Saturday, June 4, 2005
Bubble Design
John Thackara has a new book: "In the Bubble: Designing in a Complex World." Looks like an interesting read. Here's an excerpt from the introduction:
In a less-stuff-more-people world, we still need systems, platforms, and services that enable people to interact more effectively and enjoyably. These platforms and infrastructures will require some technology and a lot of design. Some services will help us share the load of everyday activities: washing clothes on the roof of apartment blocks, looking after children, communal kitchens and gardens, communal workshops for maintenance activities, tool and equipment sharing, networks and clubs for health care and prevention. The most important potential impact of wireless communications, for example, will be on the resource ecologies of cities. Connecting people, resources, and places to each other in new combinations, on a real-time basis, delivers demand-responsive services that, when combined with location awareness and dynamic resource allocation, have the potential to reduce drastically the amount of hardware—from gadgets to buildings—that we need to function effectively. Most of us are potentially both users and suppliers of resources. The principle of use, not own can apply to all kinds of hardware: buildings, roads, vehicles, offices—and above all, people. For more or less anything heavy and fixed, we don't have to own them – just know how and where to find them.
Mashup
Silicon Valley Watcher writes:
The more I think about the term “mashup” the more I like it as a very fitting descriptor for this emerging Internet 2.0 world.
Here are a few Internet mashup observations:
* The current fashion of using tags allows content to be mashed together because folders separate content.
* Blogging mashes up the many formats of writing. News style gets mashed up with email style, for instance.
* The distinctions in media communications are being mashed up: online media with online communications of all sorts.
* Trackback unveils a mashup of different types of readers of online content. This is completely different from traditional media, which is always targeted at a specific demographic/type/job.
* Flickriscious communities — Flickriscious is what we call a quality that provides for spontaneous expressions of aberrant behavior by online groups. It is a mashup because it involves people of all types.
* Domain names are mashed up: siliconvalleywatcher.com and I sometimes write mashedup sentences on SVW.
Learning from P&G's CEO
WSJ has an interesting article on how P&G's CEO A.G. Lafley has some simple, straight -forward advice which businesses could also apply to their customers.
These days, employees spend hours with women, watching them do laundry, clean the floor, apply makeup and diaper their children. They look for nuisances that a new product might solve. Then, they return to the labs determined to address the feature women care about most.
"We discovered that women don't care about our technology and they couldn't care less what machine a product is made on," Mr. Lafley told P&G executives in Caracas, during a recent tour of Latin America. "They want to hear that we understand them."
Roughly 80% of the people who buy P&G products in the U.S. are women. That's why Mr.

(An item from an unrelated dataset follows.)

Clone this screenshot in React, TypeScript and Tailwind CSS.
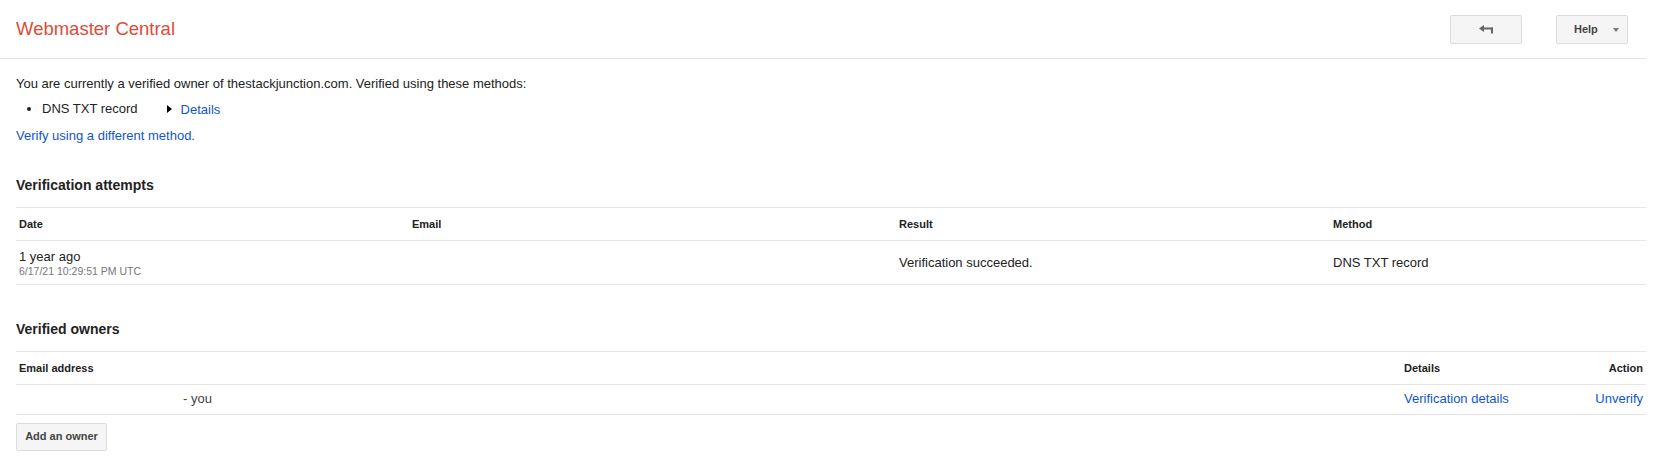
import { useState } from 'react';

const attempts = [
  { ago: '1 year ago', stamp: '6/17/21 10:29:51 PM UTC', email: '', result: 'Verification succeeded.', method: 'DNS TXT record' },
];

function BackArrow() {
  return (
    <svg width="15" height="9" viewBox="0 0 15 9" className="block">
      <polygon points="0,3.5 5,0 5,7" fill="#666" />
      <rect x="4" y="2.5" width="10" height="2" fill="#666" />
      <rect x="12" y="2.5" width="2" height="6" fill="#666" />
    </svg>
  );
}

export default function App() {
  const [open, setOpen] = useState(false);

  return (
    <div className="min-h-screen bg-white pr-[17px] text-[13px] text-[#222]" style={{ fontFamily: '"Liberation Sans", Arial, sans-serif' }}>

      {/* Top bar */}
      <div className="flex h-[59px] items-center justify-between border-b border-[#e5e5e5] pl-4 pr-[18px]">
        <h1 className="text-[18.5px] leading-none text-[#dd4b39]">Webmaster Central</h1>
        <div className="flex items-center gap-[34px] pt-[1px]">
          <button className="flex h-[29px] w-[72px] items-center justify-center rounded-[2px] border border-[#dcdcdc] bg-[#f5f5f5]">
            <BackArrow />
          </button>
          <button
            onClick={() => setOpen(!open)}
            className="flex h-[29px] w-[72px] items-center justify-between rounded-[2px] border border-[#dcdcdc] bg-[#f5f5f5] pl-[17px] pr-[8px] text-[11px] font-bold text-[#444]"
          >
            Help
            <span className="h-0 w-0 border-x-[3.5px] border-t-[4px] border-x-transparent border-t-[#777]" />
          </button>
        </div>
      </div>

      <div className="pl-4">

        {/* Ownership summary */}
        <p className="mt-[16px] leading-[17px]">
          You are currently a verified owner of thestackjunction.com. Verified using these methods:
        </p>
        <ul className="mt-[8px] list-disc pl-[26px] leading-[17px]">
          <li>
            <span>DNS TXT record</span>
            <span className="ml-[29px] inline-flex items-center gap-[9px]">
              <span className="h-0 w-0 border-y-[4px] border-l-[5px] border-y-transparent border-l-black" />
              <a className="text-[#15c]">Details</a>
            </span>
          </li>
        </ul>
        <a className="mt-[9px] block leading-[17px] text-[#15c]">Verify using a different method.</a>

        {/* Verification attempts */}
        <h2 className="mt-[32px] text-[14px] font-bold leading-[18px]">Verification attempts</h2>
        <table className="mt-[13px] w-full table-fixed border-collapse">
          <thead>
            <tr className="border-y border-[#e5e5e5] text-left text-[11px] font-bold">
              <th className="h-[33px] w-[393px] pl-[3px] pt-[2px]">Date</th>
              <th className="w-[487px] pl-[3px] pt-[2px]">Email</th>
              <th className="w-[434px] pl-[3px] pt-[2px]">Result</th>
              <th className="pl-[3px] pt-[2px]">Method</th>
            </tr>
          </thead>
          <tbody>
            {attempts.map((a, i) => (
              <tr key={i} className="border-b border-[#e5e5e5]">
                <td className="h-[44px] pl-[3px] pt-[3px]">
                  <div className="leading-[16px]">{a.ago}</div>
                  <div className="text-[10.5px] leading-[13px] text-[#777]">{a.stamp}</div>
                </td>
                <td className="pl-[3px]">{a.email}</td>
                <td className="pl-[3px] pt-[2px]">{a.result}</td>
                <td className="pl-[3px] pt-[2px]">{a.method}</td>
              </tr>
            ))}
          </tbody>
        </table>

        {/* Verified owners */}
        <h2 className="mt-[35px] text-[14px] font-bold leading-[18px]">Verified owners</h2>
        <table className="mt-[13px] w-full table-fixed border-collapse">
          <thead>
            <tr className="border-y border-[#e5e5e5] text-left text-[11px] font-bold">
              <th className="h-[33px] pl-[3px] pt-[1px]">Email address</th>
              <th className="w-[125px] pl-[3px] pt-[1px]">Details</th>
              <th className="w-[120px] pr-[3px] pt-[1px] text-right">Action</th>
            </tr>
          </thead>
          <tbody>
            <tr className="border-b border-[#e5e5e5]">
              <td className="h-[30px] pl-[167px] text-[#444]">- you</td>
              <td className="pl-[3px]"><a className="text-[#15c]">Verification details</a></td>
              <td className="pr-[3px] text-right"><a className="text-[#15c]">Unverify</a></td>
            </tr>
          </tbody>
        </table>

        <button className="mt-[8px] h-[28px] w-[91px] rounded-[2px] border border-[#dcdcdc] bg-[#f5f5f5] text-[11px] font-bold text-[#444]">
          Add an owner
        </button>
      </div>
    </div>
  );
}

Lafley routinely stops women in stores to ask them about their purchases. That's why last year he persuaded P&G directors to follow around a group of French women shopping for beauty products. And that's why on a recent morning, Mr. Lafley climbed up a steep set of concrete stairs in Caracas, into the cramped kitchen of 29-year-old Maria Yolanda Ríos, to listen to her describe how often she washes her hair, what kind of skin cream she uses and if she wears nail polish.
For an hour, Mr. Lafley sat in the corner of Ms. Ríos's kitchen, where bright yellow paint peeled off the wall, and listened to the young mother. Avon Products Inc., which sells cosmetics through door-to-door salespeople, dominates the beauty market here and P&G wants a foothold. Ms. Ríos, a housekeeper, told the group through a translator that she and her husband, who drives a school bus, together earn just under $600 a month.